What Waco biker shootout suggests about race in America

Bikers involved in the Waco, Texas, shootout have been treated differently because they're white, some activists say. Such concerns point to how different communities view events through different lenses, media analysts say.

A McLennan County deputy stands guard near a group of bikers in the parking lot of a Twin Peaks restaurant Sunday in Waco, Texas.

Rod Aydelotte/Waco Tribune-Herald/AP

May 20, 2015

The shootout in Waco, Texas, Sunday between two outlaw biker gangs that left nine members dead has led to a controversial question: What if they had been black? 

In the immediate aftermath of a shooting that a local police sergeant called "the worst crime scene, the most violent crime scene I have ever been involved in" – and which involved gang members shooting at police – photos show the gang members sitting at their ease, texting, near police officers. Some ask if that would have been the case if the rival gangs had been in some big city, dressed in gang colors and hoodies, having brass-knuckled, stabbed, and shot at each other – and police.

Media coverage has featured little talk about absent fathers or whether subcultures of violence and masculinity are bred in the type of restaurant where the shootout took place, which features waitresses with ample cleavage and barely-there shorts. Would that have been true if it had happened at a hip-hop gathering or an urban strip club?

In Kentucky, the oldest Black independent library is still making history

To many, such attempts to compare the melée in Waco with the civil unrest in Baltimore or New York or Ferguson, Mo., strains reason and evidence. What happened in Waco was in no way a riot. It was a deadly bar fight, plain and simple.

But even that view speaks to how different communities can see the same event differently, say others. It points to "selectively biased concern," says  Aram Sinnreich, professor of journalism and media studies at Rutgers University’s School of Communication and Information in New Brunswick, N.J. In other words, Waco reveals the way people's cultural background influences their perceptions of crime and violence – from a mass shooting by a white gunman in Aurora, Colo., to violent protests after the death of a black man in Baltimore.

For many white Americans, biker gangs – while threatening – are at least culturally familiar. At times, biker gangs have been romanticized in white American culture – a tough, on-the-road breed of “outlaws” rather than “thugs.”

“Here we have a very popular television show about violent white biker gangs, ‘Sons of Anarchy,’ but no one is wringing their hands or pointing their finger that we have to investigate that kind of entertainment,” says Professor Sinnreich.  

But the problems of black communities in some ways remain opaque to many white Americans, leading to concern, when violence breaks out, about single parenthood, the glorification of “thug life,” and overtly sexual lyrics of some hip hop music. Sen. John Cornyn (R) of Texas said after the death of Freddie Gray in Baltimore: “Liberals, admit it: Baltimore riots are part of a story of absent fathers.”  

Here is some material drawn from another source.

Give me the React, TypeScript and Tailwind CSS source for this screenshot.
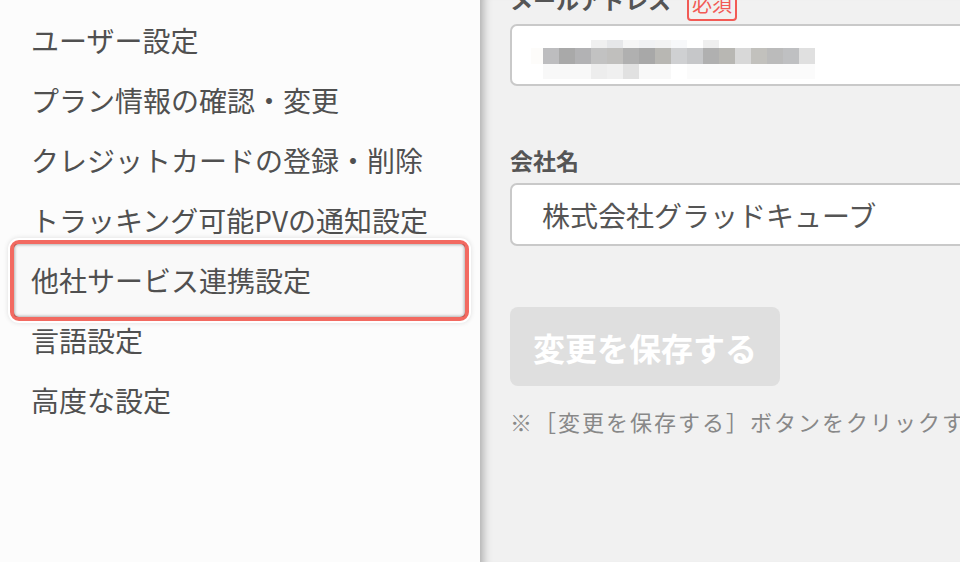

A majority of Americans no longer trust the Supreme Court. Can it rebuild?

Those are legitimate concerns. But that concern is often not reciprocated for similar aspects of white culture, some media analysts say.

“When white people commit violence, they are typically framed by the media as discrete events that are only reflections on the individuals who are central to them,” says Sinnreich. “When black people commit violence, the media typically covers it as an indictment of the symptoms plaguing black Americans overall.”

That perception has led to some activists and members of the black community to comment on the lack of hand-wringing that has accompanied the Waco shootout.

One community activist sarcastically tweeted:

New York Times columnist Charles Blow added:

The Atlantic's Ta-Nehisi Coates, repeated some of the questions pointed at black protesters.

For other conservatives, the Waco gunfight was clearly different. “Making the comparison with Baltimore, many on the left ... demanded to know why the media did not describe the events in Waco as a ‘riot,’ ” wrote Kevin Williamson at The National Review, calling the comparisons “stupidity.” “The answer, obviously enough, is that the event in Waco was not a riot – it did not represent a general state of civil disorder, there were no mobs targeting property for destruction, etc.”

A deeper question, however, is whether violent crimes by whites and minorities generate the same level of media soul-searching.

“It is really interesting that the kinds of stereotypes and race-based arguments that occurred around the property destruction in Baltimore and the shooting [of two would-be terrorists in Garland, Texas] do not surface in the stories about the biker gang shootout,” says Gordon Coonfield, professor of media studies at Villanova University in Philadelphia. “And then there is the connection between violence and masculinity. ‘Breastaurants’ like Twin Peaks cater to misogynist gender stereotypes that are also at work here.”

Various kinds of cultural assumptions, mostly unsaid and even unperceived, are often at work, adds Sinnreich.

“The reality is that whether we’re explicitly talking about race or not, the way that we cover events in the media becomes an element in our national conversation on race,” he says. “The implicit presumptions that we bring to bear when covering a story about the motivations or the virtues or the vices of the people concerned reflect larger unsaid cultural assumptions about the social groups that those people come from.”